The Democrats have already vowed to re-think the redeployment plan but may want to play down the issue ahead of Hatoyama's first meeting with U.S. President Barack Obama in November. U.S. officials have said they will not renegotiate the deal.
The new ruling party's pledge to forge a more independent stance from key security ally Washington has raised concern about possible friction, although Hatoyama has said the alliance remains at the core of Japan's diplomacy.
Meanwhile, enthusiasm for the untested Democrats so far appears muted.
About 63 percent of voters polled by NHK public TV said they were happy with the election result, but more than half said the outcome was due to dissatisfaction with the old ruling party.
That was in line with a survey by the Sankei newspaper, in which about 53 percent said they were swayed by frustration with the LDP and only 30 percent cited policies as a factor.
The Democrats have vowed to put more money in the hands of households with child allowances, income support for farmers and and toll-free expressways while breaking the grip of bureaucrats over policies to cut waste and re-prioritise spending.
But some policies are less popular than others, and many voters wonder if the new government can fund planned spending and keep its pledge not to raise the 5 percent sales tax for four years without inflating an already huge public debt.

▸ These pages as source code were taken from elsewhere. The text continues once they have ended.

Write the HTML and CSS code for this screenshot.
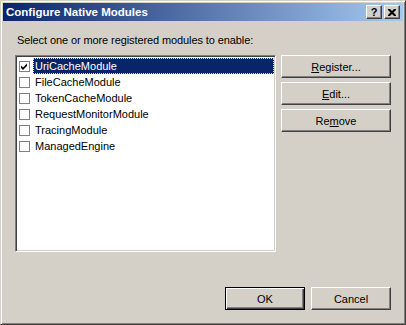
FILE: index.html
```html
<!DOCTYPE html>
<html lang="en">
<head>
  <meta charset="UTF-8" />
  <title>Configure Native Modules</title>
  <link rel="stylesheet" href="styles.css">
</head>
<body>

  <div class="window">
    <div class="titlebar">
      <span class="title">Configure Native Modules</span>
      <div class="caption-buttons">
        <button class="cap-btn help">?</button>
        <button class="cap-btn close">
          <svg width="8" height="7" viewBox="0 0 8 7">
            <path d="M0 0h2l2 2 2-2h2v1l-2.5 2.5L8 6v1H6L4 5 2 7H0V6l2.5-2.5L0 1z" fill="#000"/>
          </svg>
        </button>
      </div>
    </div>

    <div class="content">
      <p class="prompt">Select one or more registered modules to enable:</p>

      <div class="main">
        <ul class="module-list">
          <li class="item">
            <span class="check">
              <svg width="9" height="9" viewBox="0 0 9 9">
                <path d="M1 3.5l2 2 4-4v2.5l-4 4-2-2z" fill="#000"/>
              </svg>
            </span>
            <span class="name selected">UriCacheModule</span>
          </li>
          <li class="item"><span class="check"></span><span class="name">FileCacheModule</span></li>
          <li class="item"><span class="check"></span><span class="name">TokenCacheModule</span></li>
          <li class="item"><span class="check"></span><span class="name">RequestMonitorModule</span></li>
          <li class="item"><span class="check"></span><span class="name">TracingModule</span></li>
          <li class="item"><span class="check"></span><span class="name">ManagedEngine</span></li>
        </ul>

        <div class="side-buttons">
          <button class="btn"><u>R</u>egister...</button>
          <button class="btn"><u>E</u>dit...</button>
          <button class="btn">Re<u>m</u>ove</button>
        </div>
      </div>

      <div class="footer">
        <button class="btn default">OK</button>
        <button class="btn">Cancel</button>
      </div>
    </div>
  </div>

</body>
</html>
```

FILE: styles.css
```css
body {
  margin: 0;
  background: #d4d0c8;
  font-family: 'Liberation Sans', Arial, sans-serif;
  font-size: 11px;
  color: #000;
}

.window {
  width: 406px;
  height: 325px;
  box-sizing: border-box;
  display: flex;
  flex-direction: column;
  padding: 2px;
  background: #d4d0c8;
  border: 1px solid;
  border-color: #d4d0c8 #404040 #404040 #d4d0c8;
  box-shadow: inset 1px 1px #fff, inset -1px -1px #808080;
}

.titlebar {
  height: 18px;
  display: flex;
  align-items: center;
  justify-content: space-between;
  padding: 0 3px 0 3px;
  background: linear-gradient(to right, #0a246a, #a6caf0);
}

.title {
  color: #fff;
  font-weight: bold;
  font-size: 11.5px;
}

.caption-buttons {
  display: flex;
  gap: 2px;
}

.cap-btn {
  width: 16px;
  height: 14px;
  padding: 0;
  display: flex;
  align-items: center;
  justify-content: center;
  background: #d4d0c8;
  border: 1px solid;
  border-color: #fff #404040 #404040 #fff;
  box-shadow: inset -1px -1px #808080;
  font-family: 'Liberation Sans', Arial, sans-serif;
  font-weight: bold;
  font-size: 11px;
  color: #000;
}

.content {
  flex: 1;
  display: flex;
  flex-direction: column;
  padding: 13px 12px 12px;
}

.prompt {
  margin: 0 0 8px 2px;
  line-height: 13px;
  letter-spacing: -0.1px;
}

.main {
  display: flex;
  gap: 5px;
  align-items: flex-start;
}

.module-list {
  width: 261px;
  height: 197px;
  box-sizing: border-box;
  margin: 0;
  padding: 2px 1px 0 0;
  list-style: none;
  background: #fff;
  border: 1px solid;
  border-color: #808080 #fff #fff #808080;
  box-shadow: inset 1px 1px #404040, inset -1px -1px #d4d0c8;
}

.item {
  display: flex;
  align-items: center;
  height: 16px;
  padding-left: 3px;
}

.check {
  width: 11px;
  height: 11px;
  box-sizing: border-box;
  margin-right: 3px;
  border: 1px solid #808080;
  background: #fff;
  display: flex;
  align-items: center;
  justify-content: center;
}

.name {
  flex: 1;
  height: 16px;
  box-sizing: border-box;
  line-height: 14px;
  padding-left: 1px;
  border: 1px dotted transparent;
}

.name.selected {
  background: #0a246a;
  color: #fff;
  border-color: #f5db95;
}

.side-buttons {
  width: 110px;
  display: flex;
  flex-direction: column;
  gap: 4px;
}

.btn {
  height: 23px;
  padding: 0;
  background: #d4d0c8;
  border: 1px solid;
  border-color: #fff #404040 #404040 #fff;
  box-shadow: inset -1px -1px #808080;
  font-family: 'Liberation Sans', Arial, sans-serif;
  font-size: 11px;
  color: #000;
}

.footer {
  margin-top: auto;
  display: flex;
  justify-content: flex-end;
  gap: 6px;
}

.footer .btn {
  width: 80px;
}

.btn.default {
  border-color: #000;
  box-shadow: inset 1px 1px #fff, inset -1px -1px #404040, inset -2px -2px #808080;
}
```
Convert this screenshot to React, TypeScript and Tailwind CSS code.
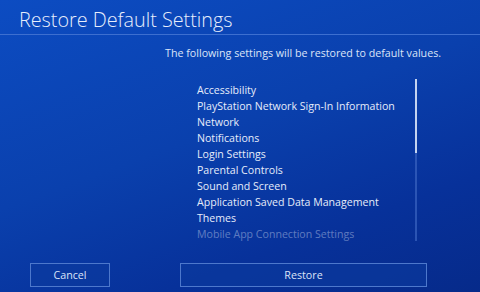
const items = [
  'Accessibility',
  'PlayStation Network Sign-In Information',
  'Network',
  'Notifications',
  'Login Settings',
  'Parental Controls',
  'Sound and Screen',
  'Application Saved Data Management',
  'Themes',
]

export default function App() {
  return (
    <div
      className="w-[480px] h-[292px] overflow-hidden flex flex-col text-white bg-[linear-gradient(160deg,#0c4cc2_0%,#0a40ad_45%,#07319a_75%,#062a8a_100%)]"
      style={{ fontFamily: '"Open Sans", "Noto Sans", sans-serif' }}
    >
      {/* Header */}
      <div className="h-[35px] border-b border-[#3d6fd0] pl-[19px] flex items-end pb-[4px]">
        <h1 className="text-[19.8px] font-light leading-none text-[#e8eefc]">Restore Default Settings</h1>
      </div>

      <p className="pl-[165px] mt-[11px] text-[10.7px] leading-[14px] text-[#dbe4f8]">
        The following settings will be restored to default values.
      </p>

      {/* List + scrollbar */}
      <div className="flex mt-[22px] h-[160px]">
        <ul className="pl-[197px] w-[412px] text-[10.6px] leading-[16px] text-[#e6ecfa] overflow-hidden">
          {items.map(item => (
            <li key={item} className="whitespace-nowrap">{item}</li>
          ))}
          <li className="whitespace-nowrap text-[#e6ecfa]/40">Mobile App Connection Settings</li>
        </ul>
        <div className="w-[2px] ml-[3px] -mt-[3px] h-[162px] flex flex-col">
          <div className="h-[74px] bg-[#c4d3f0]" />
          <div className="flex-1 bg-[#3a64c0]/70" />
        </div>
      </div>

      {/* Buttons */}
      <div className="flex mt-auto mb-[5px] h-[24px]">
        <button className="ml-[30px] w-[80px] h-[24px] border border-[#4d78cc] bg-[#0b3b9e]/60 text-[10.7px] text-[#dbe4f8]">
          Cancel
        </button>
        <button className="ml-[70px] w-[247px] h-[24px] border border-[#4d78cc] bg-[#0b3b9e]/60 text-[10.7px] text-[#dbe4f8]">
          Restore
        </button>
      </div>
    </div>
  )
}
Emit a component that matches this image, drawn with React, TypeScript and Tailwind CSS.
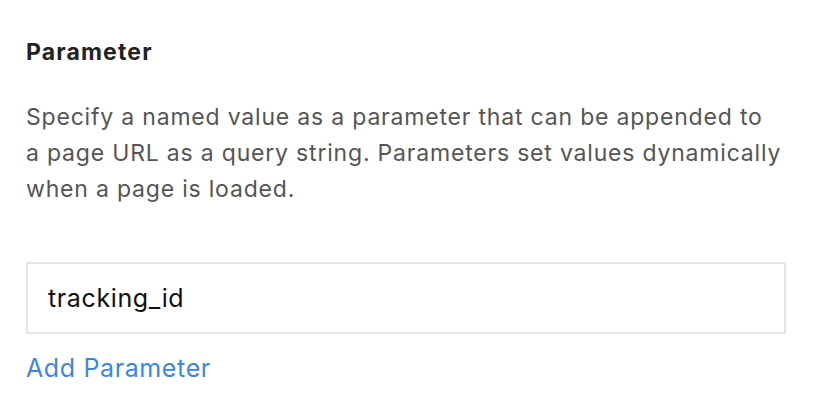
export default function App() {
  return (
    <div className="min-h-[418px] w-[816px] bg-white font-['Inter',sans-serif]">
      <section className="px-[26px] pt-[36px]">
        <h2 className="text-[23px] font-bold leading-[32px] tracking-[0.05em] text-[#222]">
          Parameter
        </h2>
        <p className="mt-[31px] w-[760px] text-[23px] leading-[36px] tracking-[0.035em] text-[#555]">
          Specify a named value as a parameter that can be appended to
          <br />a page URL as a query string. Parameters set values dynamically
          <br />
          when a page is loaded.
        </p>
        <input
          type="text"
          defaultValue="tracking_id"
          className="mt-[55px] block h-[72px] w-[760px] rounded-[2px] border-2 border-[#e3e3e3] px-[20px] text-[25px] tracking-[0.025em] text-[#111] outline-none"
        />
        <a
          href="#"
          className="mt-[18px] inline-block text-[25px] leading-[32px] tracking-[0.025em] text-[#3b87dc]"
        >
          Add Parameter
        </a>
      </section>
    </div>
  );
}
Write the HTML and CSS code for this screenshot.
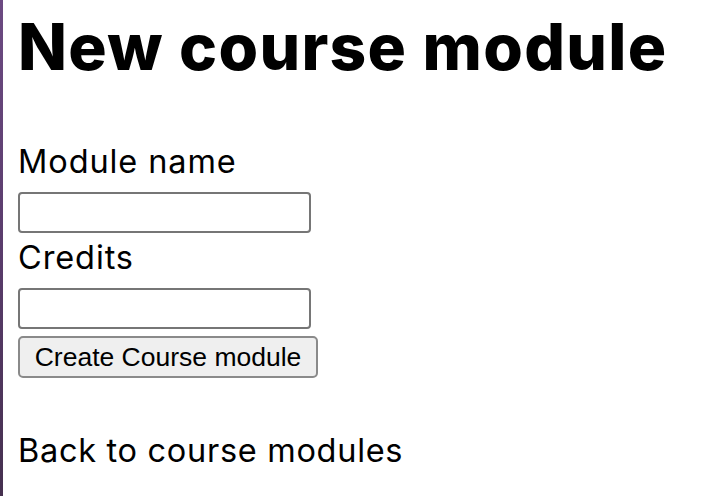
FILE: index.html
```html
<!DOCTYPE html>
<html lang="en">
<head>
<meta charset="utf-8">
<title>New course module</title>
<link rel="stylesheet" href="styles.css">
</head>
<body>
<div class="page">
  <div class="bar"></div>
  <main class="content">
    <h1 class="title">New course module</h1>
    <form class="form">
      <label class="label" for="name">Module name</label>
      <input class="field" id="name" type="text">
      <label class="label label-second" for="credits">Credits</label>
      <input class="field" id="credits" type="text">
      <button class="submit" type="button">Create Course module</button>
    </form>
    <a class="back" href="#">Back to course modules</a>
  </main>
</div>
</body>
</html>
```
FILE: styles.css
```css
html, body {
  margin: 0;
  padding: 0;
  background: #ffffff;
}
.page {
  display: flex;
  min-height: 496px;
}
.bar {
  width: 3px;
  flex: none;
  background: linear-gradient(180deg, #6c4a82 0%, #5a3c6c 50%, #45304f 100%);
}
.content {
  padding-left: 15px;
  display: flex;
  flex-direction: column;
  align-items: flex-start;
  font-family: Inter, "Liberation Sans", sans-serif;
  color: #000;
}
.title {
  margin: 9px 0 0 0;
  font-size: 64px;
  line-height: 76px;
  font-weight: 800;
  letter-spacing: 1.3px;
}
.form {
  margin-top: 54px;
  display: flex;
  flex-direction: column;
  align-items: flex-start;
}
.label {
  font-size: 32.5px;
  line-height: 46px;
  height: 40px;
  letter-spacing: 0.9px;
}
.label-second {
  margin-top: 2px;
}
.field {
  box-sizing: border-box;
  width: 293px;
  height: 41px;
  margin: 13px 0 0 0;
  border: 2px solid #767676;
  border-radius: 4px;
  background: #fff;
  padding: 2px 4px;
}
.submit {
  box-sizing: border-box;
  margin-top: 7px;
  width: 300px;
  height: 42px;
  padding: 0;
  border: 2px solid #8a8a8a;
  border-radius: 5px;
  background: #efefef;
  font-family: "Liberation Sans", Arial, sans-serif;
  font-size: 26.5px;
  color: #000;
}
.back {
  margin-top: 53px;
  font-size: 32.5px;
  line-height: 40px;
  letter-spacing: 0.7px;
  color: #000;
  text-decoration: none;
}
```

However, some analysts say voters were unlikely to dump the Democrats quickly given disarray in the decimated LDP.
"Japanese voters are pretty patient and unless he does something really stupid, they will take a wait-and-see stance, at least for three or four years. With regards to the Hatoyama regime, voters will see the first 100 days or so as a sort of 'honeymoon period' and they won't be too critical," said Watanabe.
Parliament will formally vote Hatoyama in as premier on September 16.